Exercise objective — Provide nothing beyond the count of lines that include the string "with".

Data extract —
-=-=-
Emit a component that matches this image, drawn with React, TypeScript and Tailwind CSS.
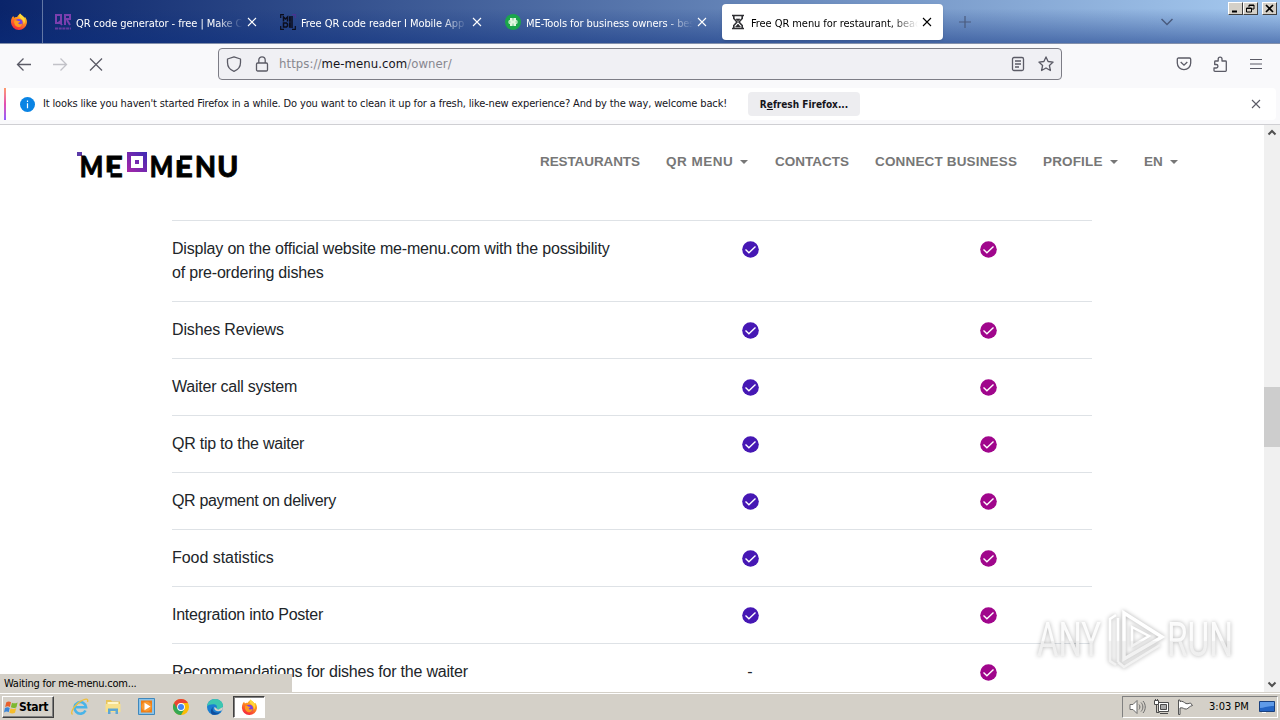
import type { ReactNode } from "react";
import clsx from "clsx";

const tahoma = "font-['DejaVu_Sans_Condensed','DejaVu_Sans',sans-serif] [font-stretch:condensed]";

function FirefoxIcon({ size = 18 }: { size?: number }) {
  return (
    <svg width={size} height={size} viewBox="0 0 18 18">
      <defs>
        <linearGradient id="fx" x1="0.8" y1="0" x2="0.3" y2="1">
          <stop offset="0" stopColor="#ffe226" />
          <stop offset="0.45" stopColor="#ff8a1e" />
          <stop offset="1" stopColor="#f5213f" />
        </linearGradient>
      </defs>
      <path d="M2 4.500 3.200 3l1 1.700C5 4 6.200 3.900 7 4.200 7.600 2.700 9 2 10 .5c1 1.300 3.300 2.400 4.200 4.200l.8-.6c1.400 1.700 2.200 3.600 1.900 6A8 8 0 0 1 1 9.500C.9 7.500 1.200 6 2 4.500Z" fill="url(#fx)" />
      <circle cx="8.800" cy="9.800" r="3.800" fill="#7542e5" />
      <path d="M4.300 7.500c1.600-.7 2.900-.3 3.900.6l2 .1c-.3 1.200-1.700 1.200-2 2 .6 1.400 2.800 1.300 4 .2-.2 2.500-2 3.700-4 3.600-2.900-.2-4.600-3.500-3.900-6.500Z" fill="#ff9a1f" />
      <path d="M10 .5c1 1.300 3.300 2.400 4.200 4.200 1.300 2.600.8 4.900-.6 6.800.3-3.700-1-5-3-6C9.200 4.500 9 2.500 10 .5Z" fill="#ffd83a" />
    </svg>
  );
}

function QrFavicon() {
  return (
    <svg width="16" height="16" viewBox="0 0 16 16" fill="none" stroke="#7b3fae" strokeWidth="2">
      <path d="M1 1h5v8H1zM4 7l3 4M10 11V1h5v4h-5M12 6l3 5" />
      <path d="M0 14.500h16" strokeDasharray="3 .7" strokeOpacity=".8" />
    </svg>
  );
}

function ScanFavicon() {
  return (
    <svg width="16" height="16" viewBox="0 0 16 16" fill="none" stroke="#0b0d1c" strokeWidth="1.200">
      <path d="M.7 4V.7H4M.7 12v3.300H4M12 15.300h3.300V12" />
      <path d="M12 .7h3.300V4" stroke="#4b3291" />
      <path d="M3.500 7.500V3l2 2 2-2v4.500M13 3H9.700v4H13M9.700 5H13M3.500 9h3l1 1v2l-1 1h-3zM13 9H9.700v4H13M9.700 11H13" strokeWidth="1.500" />
    </svg>
  );
}

function CloverFavicon() {
  return (
    <svg width="16" height="16" viewBox="0 0 16 16">
      <circle cx="8" cy="8" r="8" fill="#1aa64b" />
      <path d="M5 4h2.300l.7 1 .7-1H11v2l1.500.7v2.600L11 10v2H8.700L8 11l-.7 1H5v-2l-1.500-.7V6.700L5 6z" fill="#e2f7df" />
      <path d="M8 5v1.500M8 9.500V11M4 8h1.500M10.500 8H12" stroke="#5dbb77" strokeWidth=".8" />
    </svg>
  );
}

function HourglassFavicon() {
  return (
    <svg width="16" height="16" viewBox="0 0 16 16" fill="none" stroke="#2f2f33" strokeWidth="1.600">
      <path d="M2 1.500h12M2 14.500h12M3.800 2v2.500L7 8l-3.200 3.500V14M12.200 2v2.500L9 8l3.200 3.500V14" />
      <path d="M6 5h4L8 7zM5.500 13 8 10l2.500 3z" fill="#2f2f33" strokeWidth=".6" />
    </svg>
  );
}

function Cross({ size, className }: { size: number; className?: string }) {
  return (
    <svg width={size} height={size} viewBox="0 0 10 10" className={className} fill="none" stroke="currentColor" strokeWidth="1.100">
      <path d="m1 1 8 8M9 1 1 9" />
    </svg>
  );
}

const tabs = [
  { title: "QR code generator - free | Make C", icon: <QrFavicon /> },
  { title: "Free QR code reader I Mobile App", icon: <ScanFavicon /> },
  { title: "ME-Tools for business owners - bes", icon: <CloverFavicon /> },
  { title: "Free QR menu for restaurant, beac", icon: <HourglassFavicon />, active: true },
];

function WindowButton({ children }: { children: ReactNode }) {
  return (
    <div className="flex h-[13px] w-[15px] items-center justify-center border border-t-white border-r-[#404040] border-b-[#404040] border-l-white bg-[#d4d0c8] text-black">
      {children}
    </div>
  );
}

function TabBar() {
  return (
    <div className="flex h-[43px] shrink-0 bg-[linear-gradient(to_bottom,transparent_20%,rgba(10,45,125,0.5)),linear-gradient(to_right,#0a246a,#a6caf0)]">
      <div className="flex w-[43px] items-center justify-center border-r border-[#6277a5] pr-1">
        <FirefoxIcon />
      </div>
      <div className="ml-1 flex gap-1 pt-1">
        {tabs.map((tab) => (
          <div
            key={tab.title}
            className={clsx(
              "flex h-9 w-[221px] items-center rounded pl-2",
              tab.active ? "bg-white text-black shadow" : "text-white"
            )}
          >
            {tab.icon}
            <div className={clsx(tahoma, "ml-[5px] w-[167px] overflow-hidden whitespace-nowrap pt-[3px] text-[11px] leading-4 tracking-[-0.07px] [mask-image:linear-gradient(to_right,#000_84%,transparent)]")}>
              {tab.title}
            </div>
            <Cross size={10} className="ml-1" />
          </div>
        ))}
      </div>
      <svg width="12" height="12" viewBox="0 0 12 12" className="mt-4 ml-4 text-[#4a5b7e]" stroke="currentColor" strokeWidth="1.200">
        <path d="M6 0v12M0 6h12" />
      </svg>
      <svg width="12" height="8" viewBox="0 0 12 8" className="mt-[18px] ml-auto" fill="none" stroke="#4a5b7e" strokeWidth="1.500">
        <path d="m.5 1 5.500 5.500L11.500 1" />
      </svg>
      <div className="mt-[2px] mr-[3px] ml-[55px] flex">
        <WindowButton>
          <svg width="9" height="9" viewBox="0 0 9 9"><path d="M1 6.500h5v2H1z" /></svg>
        </WindowButton>
        <WindowButton>
          <svg width="9" height="9" viewBox="0 0 9 9" fill="none" stroke="#000"><path d="M3 3V1h5v4H6M3 1.500h5M.5 4h5v4h-5zM.5 4.500h5" /></svg>
        </WindowButton>
        <div className="ml-1">
          <WindowButton>
            <svg width="9" height="9" viewBox="0 0 9 9" stroke="#000" strokeWidth="1.700"><path d="m1 1 7 7M8 1 1 8" /></svg>
          </WindowButton>
        </div>
      </div>
    </div>
  );
}

function Toolbar() {
  return (
    <div className="flex h-[45px] shrink-0 items-center border-t border-[#8390ab] bg-[#f9f9fb] pb-1 text-[#5b5b66]">
      <svg width="16" height="16" viewBox="0 0 16 16" className="ml-4" fill="none" stroke="currentColor" strokeWidth="1.300">
        <path d="M15 8.500H1.500M7.500 2.500l-6 6 6 6" />
      </svg>
      <svg width="16" height="16" viewBox="0 0 16 16" className="ml-5" fill="none" stroke="#c2c2c8" strokeWidth="1.300">
        <path d="M1 8.500h13.500M8.500 2.500l6 6-6 6" />
      </svg>
      <svg width="14" height="14" viewBox="0 0 14 14" className="ml-[21px]" stroke="currentColor" strokeWidth="1.300">
        <path d="m1 1.500 12 12M13 1.500l-12 12" />
      </svg>
      <div className="ml-[115px] flex h-8 w-[844px] items-center rounded border border-[#7d7d86] bg-[#f0f0f4]">
        <svg width="16" height="16" viewBox="0 0 16 16" className="ml-[7px]" fill="none" stroke="currentColor" strokeWidth="1.300">
          <path d="M8 .8 14.500 3v3.500c0 4-2.500 7.300-6.500 8.800-4-1.500-6.500-4.800-6.500-8.800V3z" strokeLinejoin="round" />
        </svg>
        <svg width="16" height="16" viewBox="0 0 16 16" className="ml-3" fill="none" stroke="currentColor" strokeWidth="1.300">
          <rect x="2.500" y="7" width="11" height="8" rx="1.200" />
          <path d="M4.800 7V4a3.200 3.200 0 0 1 6.400 0v3" />
        </svg>
        <div className={clsx(tahoma, "ml-[9px] text-[13px] leading-4 tracking-[0.07px] text-[#87878f]")}>
          https://<span className="text-[#15141a]">me-menu.com</span>/owner/
        </div>
        <svg width="14" height="16" viewBox="0 0 14 16" className="ml-auto" fill="none" stroke="currentColor" strokeWidth="1.300">
          <rect x="1.500" y="1.500" width="11" height="13" rx="1.500" />
          <path d="M4 5h6M4 8h6M4 11h4" />
        </svg>
        <svg width="16" height="16" viewBox="0 0 16 16" className="mr-[7px] ml-[13px]" fill="none" stroke="currentColor" strokeWidth="1.300" strokeLinejoin="round">
          <path d="m8 .9 2.100 4.600 5 .6-3.700 3.400 1 5L8 12l-4.400 2.500 1-5L.9 6.100l5-.6z" />
        </svg>
      </div>
      <svg width="16" height="16" viewBox="0 0 16 16" className="ml-[114px]" fill="none" stroke="currentColor" strokeWidth="1.300">
        <path d="M2.500 2h11c.7 0 1.200.5 1.200 1.200V7a6.700 6.700 0 0 1-13.400 0V3.200C1.300 2.500 1.800 2 2.500 2Z" />
        <path d="m4.700 6 3.300 3.200L11.300 6" />
      </svg>
      <svg width="16" height="16" viewBox="0 0 16 16" className="ml-5" fill="none" stroke="currentColor" strokeWidth="1.300" strokeLinejoin="round">
        <path d="M3 15.300h10.500c.5 0 .8-.3.800-.8V5.800c0-.5-.3-.8-.8-.8H10V3a1.900 1.900 0 0 0-3.800 0v2H3.500c-.5 0-.8.3-.8.8v2.700h1.500a1.500 1.500 0 0 1 0 3.500H2v2.500c0 .5.500.8 1 .8Z" />
      </svg>
      <svg width="14" height="12" viewBox="0 0 14 12" className="ml-[21px]" stroke="currentColor" strokeWidth="1.200">
        <path d="M1 1.500h12M1 6h12M1 10.500h12" />
      </svg>
    </div>
  );
}

function Notification() {
  return (
    <div className="flex h-[37px] shrink-0 border-b border-[#cfcfd3] bg-[#f9f9fb] pb-1">
      <div className="ml-1 w-[2px] bg-gradient-to-b from-[#ff9a6a] via-[#e34bb0] to-[#9059ff]" />
      <div className="mr-[4px] flex flex-1 items-center rounded-r bg-white">
        <svg width="15" height="15" viewBox="0 0 15 15" className="ml-[14px]">
          <circle cx="7.500" cy="7.500" r="7.500" fill="#0a84e4" />
          <path d="M7.500 6.300v5M7.500 3.500V5" stroke="#fff" strokeWidth="1.200" />
        </svg>
        <div className={clsx(tahoma, "ml-2 w-[705px] whitespace-nowrap text-[11px] leading-4 tracking-[-0.145px] text-[#15141a]")}>
          It looks like you haven't started Firefox in a while. Do you want to clean it up for a fresh, like-new experience? And by the way, welcome back!
        </div>
        <button className={clsx(tahoma, "h-6 w-28 whitespace-nowrap rounded bg-[#ededf0] text-[10px] font-bold text-[#15141a]")}>
          R<span className="underline">e</span>fresh Firefox...
        </button>
        <Cross size={10} className="mr-[15px] ml-auto text-[#5b5b66]" />
      </div>
    </div>
  );
}

const logoLetters = [
  { char: "M", x: 2.700, width: 23.5 },
  { char: "E", x: 27.700, width: 18 },
  { char: "M", x: 72.700, width: 23.5 },
  { char: "E", x: 97.700, width: 18 },
  { char: "N", x: 118, width: 21 },
  { char: "U", x: 140.300, width: 21 },
];

function Logo() {
  return (
    <svg width="164" height="30" viewBox="0 0 164 30" className="font-['Lato',sans-serif] font-black">
      <defs>
        <linearGradient id="brand" x1="1" y1="0" x2="0" y2="1">
          <stop offset="0" stopColor="#3d2bb5" />
          <stop offset="1" stopColor="#a826a8" />
        </linearGradient>
      </defs>
      <path d="M0 2h5v4H0z" fill="#5b3ba8" />
      <g stroke="#000" strokeWidth="0.8" fontSize="28">
        {logoLetters.map((l) => (
          <text key={l.x} x={l.x} y="26.500" textLength={l.width} lengthAdjust="spacingAndGlyphs">
            {l.char}
          </text>
        ))}
      </g>
      <path d="M28 22.500h5.500V28H28zM98 5h5v5h-5z" fill="#fff" />
      <path d="M50 2h20v20H50zM54 6v12h12V6zM58 10h4v4h-4z" fill="url(#brand)" fillRule="evenodd" />
    </svg>
  );
}

const nav = [
  { label: "Restaurants", className: "w-[126px] tracking-[-0.1px]" },
  { label: "QR menu", className: "w-[109px] tracking-[0.48px]", menu: true },
  { label: "Contacts", className: "w-[100px]" },
  { label: "Connect business", className: "w-[168px] tracking-[0.16px]" },
  { label: "Profile", className: "w-[101px] tracking-[0.15px]", menu: true },
  { label: "EN", className: "w-[40px]", menu: true },
];

function SiteHeader() {
  return (
    <header className="flex h-[75px] pt-[25px]">
      <div className="ml-[77px] w-[463px]">
        <Logo />
      </div>
      <nav className="flex text-[13.5px] leading-6 font-bold text-[#777] uppercase">
        {nav.map((item) => (
          <div key={item.label} className={clsx("flex items-center self-start whitespace-nowrap", item.className)}>
            {item.label}
            {item.menu && (
              <svg width="8" height="4" viewBox="0 0 8 4" className="ml-[7px]">
                <path d="M0 0h8L4 4z" fill="#777" />
              </svg>
            )}
          </div>
        ))}
      </nav>
    </header>
  );
}

const features = [
  { name: "Display on the official website me-menu.com with the possibility of pre-ordering dishes", basic: true, tracking: "tracking-[-0.19px]" },
  { name: "Dishes Reviews", basic: true, tracking: "tracking-[-0.14px]" },
  { name: "Waiter call system", basic: true, tracking: "tracking-[-0.23px]" },
  { name: "QR tip to the waiter", basic: true, tracking: "tracking-[-0.24px]" },
  { name: "QR payment on delivery", basic: true, tracking: "tracking-[-0.35px]" },
  { name: "Food statistics", basic: true, tracking: "tracking-[-0.04px]" },
  { name: "Integration into Poster", basic: true, tracking: "tracking-[-0.24px]" },
  { name: "Recommendations for dishes for the waiter", basic: false, tracking: "tracking-[-0.2px]" },
];

function Check({ className }: { className: string }) {
  return (
    <svg width="17" height="17" viewBox="0 0 17 17" className={clsx("mt-1", className)}>
      <circle cx="8.500" cy="8.500" r="8.300" fill="currentColor" />
      <path d="m3.500 8.500 3.400 3.200 6.600-6.200" fill="none" stroke="#fff" strokeWidth="1.400" />
    </svg>
  );
}

function FeatureTable() {
  return (
    <div className="mt-[20px] ml-[172px] w-[920px]">
      {features.map((f) => (
        <div key={f.name} className="grid grid-cols-[459px_238px_1fr] border-t border-[#dee2e6] py-4 leading-6 text-[#212529]">
          <div className={clsx("pr-4 text-base", f.tracking)}>{f.name}</div>
          <div className="flex justify-center">{f.basic ? <Check className="text-[#4617b4]" /> : "-"}</div>
          <div className="flex justify-center pl-[15px]">
            <Check className="text-[#a0068c]" />
          </div>
        </div>
      ))}
    </div>
  );
}

function Scrollbar() {
  return (
    <div className="flex w-4 flex-col items-center bg-[#f0f0f0] py-1 text-[#505050]">
      <svg width="10" height="7" viewBox="0 0 10 7" fill="none" stroke="currentColor" strokeWidth="2"><path d="m1.500 5.500 3.500-3.500 3.500 3.500" /></svg>
      <div className="mt-[251px] h-[60px] w-full bg-[#cdcdcd]" />
      <svg width="10" height="7" viewBox="0 0 10 7" className="mt-auto" fill="none" stroke="currentColor" strokeWidth="2"><path d="m1.500 1.500 3.500 3.500 3.500-3.500" /></svg>
    </div>
  );
}

function Watermark() {
  return (
    <svg width="200" height="66" viewBox="0 0 200 66" className="absolute right-[44px] bottom-[20px] font-['Roboto',sans-serif] [filter:drop-shadow(0_0_2px_rgba(0,0,0,0.32))]">
      <defs>
        <linearGradient id="glass" gradientUnits="userSpaceOnUse" x1="0" y1="0" x2="0" y2="66">
          <stop offset="0.52" stopColor="#fff" />
          <stop offset="0.54" stopColor="#f2f2f2" />
        </linearGradient>
      </defs>
      <g fill="url(#glass)" fillOpacity="0.9" fontSize="48">
        <text x="1" y="50" textLength="64" lengthAdjust="spacingAndGlyphs">ANY</text>
        <text x="131" y="50" textLength="66" lengthAdjust="spacingAndGlyphs">RUN</text>
      </g>
      <g fill="none" stroke="url(#glass)" strokeWidth="3.500">
        <path d="M88 7v46l38-22z" />
        <path d="M80 9l-6 4v42l6 4M82 12v44" strokeWidth="2.500" />
        <path d="M96 21v19l17-10z" strokeWidth="2.500" />
        <path d="M82 56l6 5 36-22" strokeWidth="2.500" />
      </g>
    </svg>
  );
}

function StartFlag() {
  return (
    <svg width="15" height="15" viewBox="0 0 16 15">
      <path d="M2.500 2C4.500.7 6 1 7.500 2L6.300 7C4.800 6 3.200 6 1.200 7z" fill="#e8602c" />
      <path d="M8.500 2.300c1.800 1 3.500 1 6-.2l-1.200 5c-2 1.200-4 1.200-6 .2z" fill="#7db82f" />
      <path d="M1 8c2-1.200 3.600-1 5.100-.1L5 12.500c-1.500-.9-3-.9-5 .2z" fill="#3b86d8" />
      <path d="M7 8.300c1.800 1 3.800 1 6-.1l-1.300 5c-2 1-4 1-6 0z" fill="#f6bd2c" />
    </svg>
  );
}

function InternetExplorerIcon() {
  return (
    <svg width="20" height="18" viewBox="0 0 20 18" fill="none">
      <path d="M15.500 12.500a5.800 5.800 0 1 1 .6-3.200H5" stroke="#49b4e8" strokeWidth="2.600" />
      <path d="M2.500 16.500C-.5 14 6 5 13 2c4-1.600 5.500-.8 4.500 2" stroke="#efbf3b" strokeWidth="1.300" />
    </svg>
  );
}

function ExplorerIcon() {
  return (
    <svg width="18" height="17" viewBox="0 0 18 17">
      <path d="M2 2h5l1 1.500h8V14H2z" fill="#e8c45a" />
      <path d="M3.500 4h11v3h-11z" fill="#fff6c9" />
      <path d="M1.500 6h15v8h-15z" fill="#f7e08c" />
      <path d="M4 16v-5.500h10V16h-2.500v-3h-5v3z" fill="#5ea7d4" />
    </svg>
  );
}

function MediaPlayerIcon() {
  return (
    <svg width="17" height="17" viewBox="0 0 17 17">
      <path d="M.5.500h16v16H.5z" fill="#8cc3e8" stroke="#3f88bd" />
      <path d="M3 2.500h11v12H3z" fill="#f07e15" />
      <circle cx="8.500" cy="8.500" r="5" fill="#f79a34" />
      <path d="M6.500 4.800v7.400l6-3.700z" fill="#fff" />
    </svg>
  );
}

function ChromeIcon() {
  return (
    <svg width="16" height="16" viewBox="0 0 16 16">
      <circle cx="8" cy="8" r="8" fill="#fbbc05" />
      <path d="M1.070 4A8 8 0 0 0 8 16l3.500-6L8 8z" fill="#34a853" />
      <path d="M1.070 4A8 8 0 0 1 14.930 4H8a4 4 0 0 0-3.700 2.700L4 9z" fill="#ea4335" />
      <circle cx="8" cy="8" r="3.900" fill="#fff" />
      <circle cx="8" cy="8" r="3" fill="#4285f4" />
    </svg>
  );
}

function EdgeIcon() {
  return (
    <svg width="16" height="16" viewBox="0 0 16 16">
      <circle cx="8" cy="8" r="8" fill="#1b7fd1" />
      <path d="M0 7.500C.5 3 4 0 8 0c4.500 0 8 3 8 6.500 0 2.500-2 4-4.500 4-1.500 0-2.200-.6-1.900-1.200.8-1.300.3-3.900-2.600-4C4 5.100 1 6 0 7.500Z" fill="#3cc7b0" />
      <path d="M5.500 9.500c0 3 2.500 5.300 8 3.500A8 8 0 0 1 5 15.400c-2-2-1.500-6 1.500-7.500z" fill="#0f4e9e" />
      <path d="M7.500 8c-.8 1.800.5 4 3.500 4.200 2 .1 3.500-.6 4.500-1.200L16 8l-4.500 2.500c-1.500 0-2.200-.6-1.900-1.200z" fill="#d4d0c8" />
    </svg>
  );
}

function Taskbar() {
  return (
    <footer className="flex h-7 shrink-0 items-center border-t border-[#d4d0c8] bg-[#d4d0c8] shadow-[inset_0_1px_0_#fff]">
      <div className={clsx(tahoma, "ml-[2px] mt-px flex h-[22px] w-[52px] items-center border border-t-white border-r-[#404040] border-b-[#404040] border-l-white pl-px text-[12px] font-bold tracking-[-0.3px] text-black shadow-[inset_-1px_-1px_0_#808080]")}>
        <StartFlag />
        Start
      </div>
      <div className="ml-4 flex w-[34px]"><InternetExplorerIcon /></div>
      <div className="flex w-[34px]"><ExplorerIcon /></div>
      <div className="flex w-[35px]"><MediaPlayerIcon /></div>
      <div className="flex w-[34px]"><ChromeIcon /></div>
      <div className="flex w-[25px]"><EdgeIcon /></div>
      <div className="ml-px mt-px flex h-[22px] w-8 items-center justify-center border border-t-[#404040] border-r-white border-b-white border-l-[#404040] bg-white shadow-[inset_1px_1px_0_#808080]">
        <FirefoxIcon size={17} />
      </div>
      <div className="mr-[2px] ml-auto mt-px flex h-[22px] w-[156px] items-center border border-t-[#808080] border-r-white border-b-white border-l-[#808080] pl-[6px]">
        <svg width="17" height="16" viewBox="0 0 17 16" fill="none" stroke="#6b6b6b">
          <path d="M1 5.500h3l4-4v13l-4-4H1z" fill="#fff" />
          <path d="M10 5.500c1.200 1.500 1.200 3.500 0 5M12 3.500c2.500 2.700 2.500 6.300 0 9M14 2c3 3.500 3 8.500 0 12" />
        </svg>
        <svg width="17" height="16" viewBox="0 0 17 16" className="ml-[7px]" fill="none" stroke="#4b4b4b">
          <path d="M5.500 3.500h10v9h-10z" fill="#fff" />
          <path d="M7.500 5.500h6v5h-6z" fill="#a9a9a9" />
          <path d="M7 14.500h8M3.500 6v7.500h3" />
          <path d="M1.500 1.500h4v4h-4zM2.500 0v1.500M4.500 0v1.500" fill="#fff" />
        </svg>
        <svg width="16" height="16" viewBox="0 0 16 16" className="ml-[7px]" fill="#fff" stroke="#555">
          <path d="M1.500 1v14.500h1.500V9c3-1 4 1.500 6.500 1 2-.5 3-3 6-3.500l-2-2.500c-2 .5-3 1-4.500.5C7 3.500 5.500 1.500 3 2.500V1z" />
        </svg>
        <div className={clsx(tahoma, "ml-4 w-[50px] whitespace-nowrap pt-px text-[11px] text-black")}>3:03 PM</div>
        <svg width="16" height="14" viewBox="0 0 16 14">
          <path d="M.5 1.500h15v10H.5z" fill="#2465c4" stroke="#18407e" />
          <path d="M1 2h14v4C9 6 5 8 1 8z" fill="#5f9be8" />
          <path d="M3 12.500h4" stroke="#fff" />
        </svg>
      </div>
    </footer>
  );
}

export default function App() {
  return (
    <div className="flex h-[720px] w-[1280px] flex-col overflow-hidden bg-white font-['Liberation_Sans',Arial,sans-serif]">
      <TabBar />
      <Toolbar />
      <Notification />
      <div className="relative flex h-[567px] shrink-0 overflow-hidden">
        <main className="flex-1 overflow-hidden">
          <SiteHeader />
          <FeatureTable />
        </main>
        <Scrollbar />
        <Watermark />
        <div className={clsx(tahoma, "absolute bottom-0 left-0 h-[18px] w-[292px] bg-[#d4d0c8] pl-1 text-[11px] leading-5 tracking-[-0.22px] text-black")}>
          Waiting for me-menu.com...
        </div>
      </div>
      <Taskbar />
    </div>
  );
}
-=-=-
Result of the exercise — 2